• [THE PROBLEM]
Begin with the first line and repeat exactly through the line containing "import React from"; leave every image out.
--- start DATA ---
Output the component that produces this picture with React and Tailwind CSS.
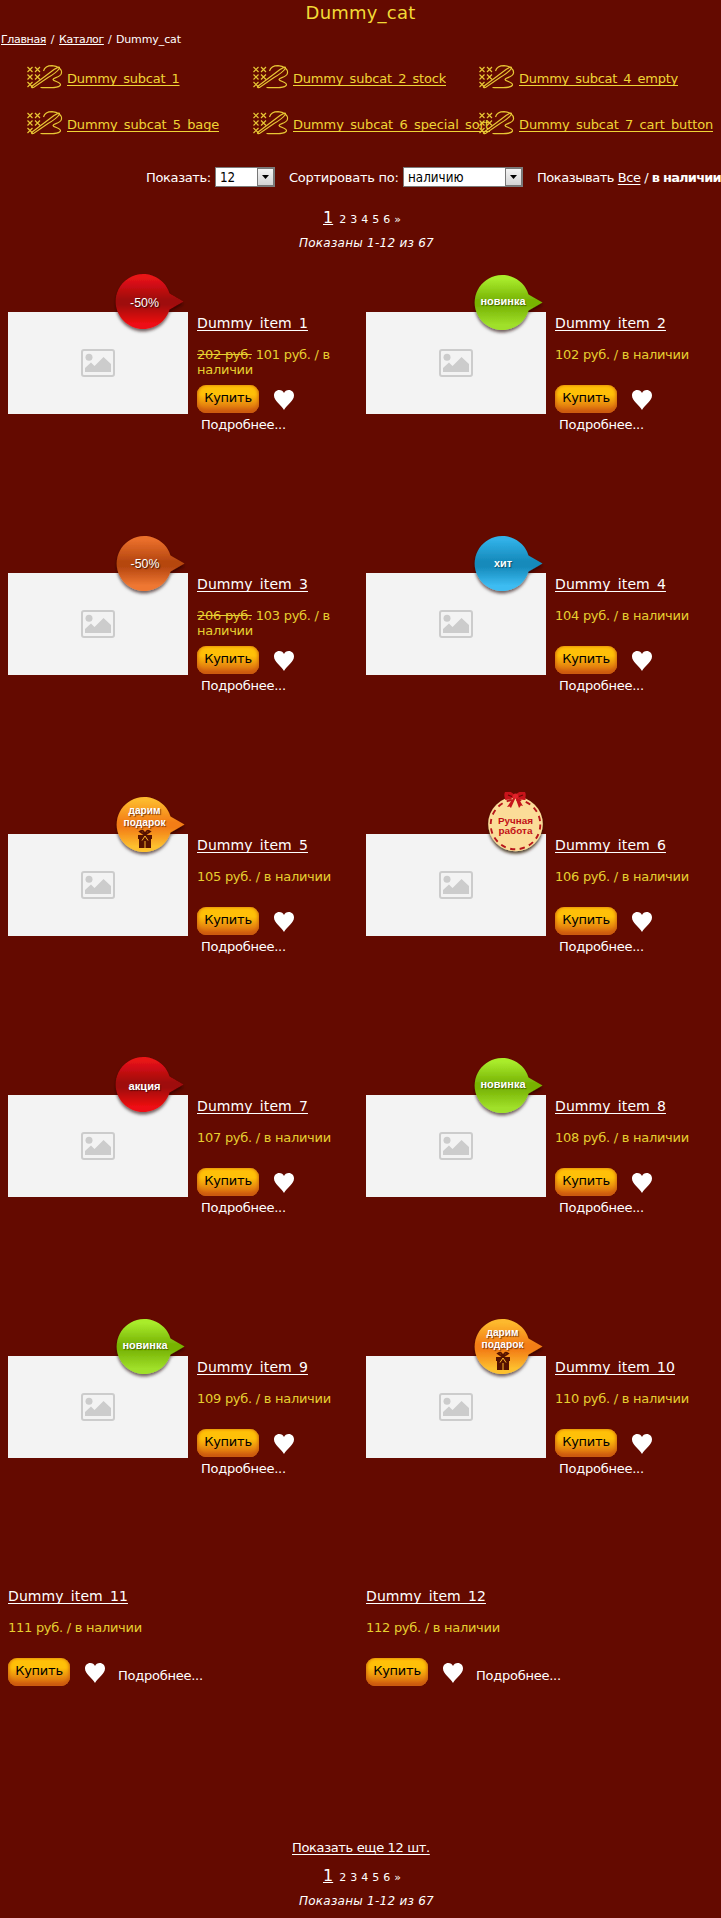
import React from "react";

const subcats = [
  ["Dummy_subcat_1", "tracking-[-0.25px]"],
  ["Dummy_subcat_2_stock", "tracking-[-0.2px]"],
  ["Dummy_subcat_4_empty", "tracking-[-0.26px]"],
  ["Dummy_subcat_5_bage", "tracking-[-0.15px]"],
  ["Dummy_subcat_6_special_sort", "tracking-[-0.1px]"],
  ["Dummy_subcat_7_cart_button", "tracking-[-0.13px]"],
];

const items = [
  { n: 1, old: 202, price: 101, badge: "red", label: "-50%" },
  { n: 2, price: 102, badge: "green", label: "новинка" },
  { n: 3, old: 206, price: 103, badge: "orange", label: "-50%" },
  { n: 4, price: 104, badge: "blue", label: "хит" },
  { n: 5, price: 105, badge: "gift" },
  { n: 6, price: 106, badge: "handmade" },
  { n: 7, price: 107, badge: "red", label: "акция" },
  { n: 8, price: 108, badge: "green", label: "новинка" },
  { n: 9, price: 109, badge: "green", label: "новинка" },
  { n: 10, price: 110, badge: "gift" },
];

const badgeColors = {
  red: ["#e81318", "#9f090b", "#ee0c12"],
  green: ["#a9ec2c", "#78b404", "#a0e02a"],
  orange: ["#ea6f2b", "#b64710", "#ef7733"],
  blue: ["#31b1e8", "#168abb", "#3cbcf2"],
  gift: ["#fdb92d", "#f37d16", "#fdc02f"],
};

function StitchIcon() {
  const crosses = [[0, 2], [7.5, 2], [0, 9.5], [7.5, 9.5], [0, 17]];
  return (
    <svg className="h-6 w-9 shrink-0" viewBox="0 0 36 24" fill="none" stroke="#e8c634" strokeWidth="1.2">
      {crosses.map(([x, y]) => (
        <path key={x + "-" + y} d={`M${x + 0.5} ${y}l5 5M${x + 5.5} ${y}l-5 5`} />
      ))}
      <path d="M4.500 21.500L27 4.500Q34 0 32 4Q29 8 21 12.500L6.500 22.500Q4 23 4.500 21.500Z" />
      <path d="M16.500 6C17.500 2.500 21 0.700 25 0.700C31 1 35 4 34.500 8C34 12.500 26 12.500 26 14.500C26.500 16.500 34 17 33.500 20C32 23.500 22 22.800 13.500 22.500" />
    </svg>
  );
}

function Badge({ type, label }) {
  if (type === "handmade") {
    return (
      <svg className="absolute -top-[42px] left-[114px] h-[72px] w-[72px]" viewBox="0 0 72 72">
        <defs>
          <filter id="hand-shadow" x="-20%" y="-20%" width="150%" height="150%">
            <feDropShadow dx="0" dy="2.500" stdDeviation="1.500" floodColor="#2a1200" floodOpacity="0.8" />
          </filter>
        </defs>
        <circle cx="35.500" cy="32" r="27.300" fill="#fbdc98" filter="url(#hand-shadow)" />
        <circle cx="35.500" cy="32.500" r="24.800" fill="none" stroke="#b8151a" strokeWidth="1.900" strokeDasharray="5.200 4.540" />
        <g fill="#c8141b">
          <path d="M35 4C32-1 26-2 25 0C23 4 26 7 25 8C29 8 33 7 35 4Z" />
          <path d="M35 4C38-1 44-2 45 0C47 4 44 7 46 8C41 8 37 7 35 4Z" />
          <path d="M34 5L27 15L29.500 14.500L31 16L35.500 6L39 16L41 13.500L43 14L37 4Z" />
          <circle cx="35.500" cy="4" r="2.600" fill="#e0232a" />
        </g>
        <path d="M28 3L32 4.500M43 3L39 4.500" stroke="#630a00" strokeWidth="1.300" />
        <g fill="#c20f14" fontFamily="Liberation Sans, sans-serif" fontWeight="700" fontSize="9.500" textAnchor="middle">
          <text x="35.500" y="31.500" textLength="35" lengthAdjust="spacingAndGlyphs">Ручная</text>
          <text x="35.500" y="41.500" textLength="34" lengthAdjust="spacingAndGlyphs">работа</text>
        </g>
      </svg>
    );
  }
  const [top, mid, bottom] = badgeColors[type];
  const discount = label === "-50%";
  const place = type === "red" ? "-top-[42px] left-[103px]" : "-top-[41px] left-[104px]";
  const labelY = type === "red" ? 36.5 : discount ? 36 : label === "хит" ? 35 : 34;
  return (
    <svg className={"absolute h-[72px] w-[80px] " + place} viewBox="0 0 80 72">
      <defs>
        <linearGradient id={"fill-" + type} gradientUnits="userSpaceOnUse" x1="0" y1="5" x2="0" y2="59">
          <stop offset="0.05" stopColor={top} />
          <stop offset="0.45" stopColor={mid} />
          <stop offset="0.55" stopColor={mid} />
          <stop offset="0.9" stopColor={bottom} />
        </linearGradient>
        <filter id={"shadow-" + type} x="-20%" y="-20%" width="150%" height="150%">
          <feDropShadow dx="0" dy="2.500" stdDeviation="1.500" floodColor="#200" floodOpacity="0.6" />
        </filter>
      </defs>
      <path
        d="M58.500 23.500L72.500 31.500L58.500 39.500A27.500 27.500 0 1 1 58.500 23.500Z"
        fill={"url(#fill-" + type + ")"}
        filter={"url(#shadow-" + type + ")"}
      />
      {type === "gift" ? (
        <>
          <g className="[text-shadow:1px_1px_1px_rgba(70,20,0,0.7)]" fill="#fff" fontFamily="Liberation Sans, sans-serif" fontWeight="700" fontSize="10.500" textAnchor="middle">
            <text x="32.500" y="20.500" textLength="32" lengthAdjust="spacingAndGlyphs">дарим</text>
            <text x="32.500" y="32.500" textLength="42" lengthAdjust="spacingAndGlyphs">подарок</text>
          </g>
          <g fill="#551200">
            <path d="M26 42h14v4H26ZM27 46h12v9h-12Z" />
            <path d="M33 42L28 38.500Q32 36 33 42Q34 36 38 38.500Z" fill="none" stroke="#551200" strokeWidth="1.800" />
            <path d="M33 43L30 47.500M33 43L36 47.500M33 48V55" stroke="#fdb62b" strokeWidth="1" />
          </g>
        </>
      ) : (
        <text
          className={discount ? "[text-shadow:1px_1px_1px_rgba(0,0,0,0.7)]" : "[text-shadow:1px_1px_1px_rgba(0,0,0,0.45)]"}
          x={type === "red" ? 33.5 : 33}
          y={labelY}
          fill="#fff"
          fontFamily="Liberation Sans, sans-serif"
          fontWeight={discount ? "400" : "700"}
          fontSize={discount ? "12.500" : "11.500"}
          textAnchor="middle"
          textLength={discount ? 29 : label === "новинка" ? 45 : label === "хит" ? 18 : 32}
          lengthAdjust="spacingAndGlyphs"
        >
          {label}
        </text>
      )}
    </svg>
  );
}

function Placeholder() {
  return (
    <div className="flex h-[102px] w-[180px] items-center justify-center bg-[#f3f3f3]">
      <svg className="h-7 w-[34px]" viewBox="0 0 34 28">
        <rect x="1" y="1" width="32" height="26" rx="2" fill="none" stroke="#cccccc" strokeWidth="2" />
        <circle cx="8" cy="8.300" r="3.500" fill="#cccccc" />
        <path d="M4 23V19L10 13.500L13.500 17L22.500 8L30 15V23Z" fill="#cccccc" />
      </svg>
    </div>
  );
}

function BuyButton() {
  return (
    <button className="h-7 w-[62px] shrink-0 rounded-[9px] bg-linear-to-b from-[#ffc008] from-35% to-[#d4600f] to-95% pb-[2px] text-center text-[13px] leading-[24px] font-normal tracking-[-0.25px] text-black shadow-[inset_0_-2px_4px_#c8540f,inset_0_0_3px_#e08a0c]">
      Купить
    </button>
  );
}

function Heart() {
  return (
    <svg className="h-5 w-5 shrink-0" viewBox="0 0 20 20" fill="#fff">
      <path d="M10 20C7 14.500 0 11 0 5.500C0 2.300 2.300 0 5.200 0C7.500 0 9.200 1.200 10 3C10.800 1.200 12.500 0 14.800 0C17.700 0 20 2.300 20 5.500C20 11 13 14.500 10 20Z" />
    </svg>
  );
}

const titleClass = "block h-5 text-[14px] leading-5 whitespace-nowrap text-white underline [text-decoration-skip-ink:none] underline-offset-2 tracking-[0.1px]";

function Item({ item }) {
  return (
    <div className="flex h-[261px] items-start pt-[42px] pl-2">
      <div className="relative mr-[9px] shrink-0">
        <Placeholder />
        <Badge type={item.badge} label={item.label} />
      </div>
      <div className="w-[150px] pt-px">
        <a className={titleClass}>Dummy_item_{item.n}</a>
        <p className="mt-[14px] h-[38px] w-[145px] text-[13px] leading-[15px] text-[#e6cf30] tracking-[-0.27px]">
          {item.old && <><s>{item.old} руб.</s> </>}
          {item.price} руб. / в наличии
        </p>
        <div className="flex items-start">
          <BuyButton />
          <div className="ml-[15px] pt-[5px]"><Heart /></div>
        </div>
        <a className="ml-1 block pt-1 text-[13px] leading-4 tracking-[-0.25px] text-white">Подробнее...</a>
      </div>
    </div>
  );
}

function PlainItem({ n }) {
  return (
    <div className="flex h-[260px] flex-col pt-[11px] pl-2">
      <a className={titleClass + " self-start"}>Dummy_item_{n}</a>
      <p className="mt-[14px] h-[38px] text-[13px] leading-[15px] text-[#e6cf30] tracking-[-0.27px]">{n + 100} руб. / в наличии</p>
      <div className="flex items-start">
        <BuyButton />
        <div className="ml-[15px] pt-[5px]"><Heart /></div>
        <a className="ml-[13px] pt-[10px] text-[13px] leading-4 tracking-[-0.25px] text-white">Подробнее...</a>
      </div>
    </div>
  );
}

function Select({ value, className }) {
  return (
    <div className={"flex h-5 shrink-0 border border-[#7b7b7b] bg-white pl-[4px] text-black " + className}>
      <span className="flex-1 [font-family:'DejaVu_Sans_Condensed','DejaVu_Sans',sans-serif] [font-stretch:condensed] text-[13.3px] leading-[19px]">{value}</span>
      <span className="flex w-[17px] items-center justify-center border border-[#777] bg-linear-to-b from-[#f4f4f4] to-[#d4d4d4]">
        <svg className="h-1 w-[7px]" viewBox="0 0 7 4"><path d="M0 0H7L3.500 4Z" fill="#000" /></svg>
      </span>
    </div>
  );
}

function Pager() {
  return (
    <div className="flex h-5 items-baseline pl-[323px] text-[11px] leading-5 whitespace-pre">
      <span className="mr-[6px] text-[16px] leading-5 underline underline-offset-1 [text-decoration-skip-ink:none]">1</span>
      <span className="tracking-[0.25px]">2 3 4 5 6 »</span>
    </div>
  );
}

export default function App() {
  return (
    <main className="h-[1918px] w-[721px] overflow-hidden bg-[#640a00] text-white [font-family:Verdana,'DejaVu_Sans',sans-serif]">
      <h1 className="h-[26px] text-center text-[18px] leading-[26px] tracking-[0.2px] text-[#f2d936]">Dummy_cat</h1>
      <nav className="flex h-[26px] pt-px pl-px text-[11px] leading-[26px] whitespace-pre">
        <a className="tracking-[-0.35px] underline [text-decoration-skip-ink:none]">Главная</a>
        <span className="w-[13px] text-center">/</span>
        <a className="tracking-[-0.35px] underline [text-decoration-skip-ink:none]">Каталог</a>
        <span className="w-[12px] text-center">/</span>
        <span className="tracking-[-0.1px]">Dummy_cat</span>
      </nav>
      <div className="grid h-[108px] grid-cols-[226px_226px_226px] auto-rows-[46px] pt-[13px] pl-[27px]">
        {subcats.map(([name, tracking]) => (
          <a key={name} className="flex h-6 items-start text-[#f0d536]">
            <StitchIcon />
            <span className={"mt-[5px] ml-1 h-[16px] shrink-0 overflow-hidden text-[13px] leading-[17px] whitespace-nowrap underline underline-offset-2 [text-decoration-skip-ink:none] " + tracking}>{name}</span>
          </a>
        ))}
      </div>
      <div className="flex h-[43px] items-start pt-[7px] pl-[146px] text-[13px] leading-[21px] whitespace-nowrap">
        <span className="w-[69px] shrink-0 tracking-[-0.35px]">Показать:</span>
        <Select value="12" className="w-[60px]" />
        <span className="ml-[14px] w-[114px] shrink-0 tracking-[-0.25px]">Сортировать по:</span>
        <Select value="наличию" className="w-[120px]" />
        <span className="ml-[14px] shrink-0 tracking-[-0.45px] whitespace-pre">Показывать <a className="underline underline-offset-2">Все</a> / <b className="tracking-[-0.8px]">в наличии</b></span>
      </div>
      <div className="h-[67px] pt-[5px]">
        <Pager />
        <p className="pl-[299px] pt-[5px] text-[12px] leading-5 tracking-[0.25px] italic">Показаны 1-12 из 67</p>
      </div>
      <div className="grid grid-cols-[358px_358px]">
        {items.map((item) => <Item key={item.n} item={item} />)}
        <PlainItem n={11} />
        <PlainItem n={12} />
      </div>
      <div className="pt-[3px]">
        <p className="h-5 pl-[292px] text-[13px] leading-5 tracking-[-0.35px]"><a className="underline underline-offset-2 [text-decoration-skip-ink:none]">Показать еще 12 шт.</a></p>
        <div className="pt-2"><Pager /></div>
        <p className="pl-[299px] pt-[5px] text-[12px] leading-5 tracking-[0.25px] italic">Показаны 1-12 из 67</p>
      </div>
    </main>
  );
}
--- end DATA ---
• [ANSWER FOR THE TASK]
Output the component that produces this picture with React and Tailwind CSS.
import React from "react";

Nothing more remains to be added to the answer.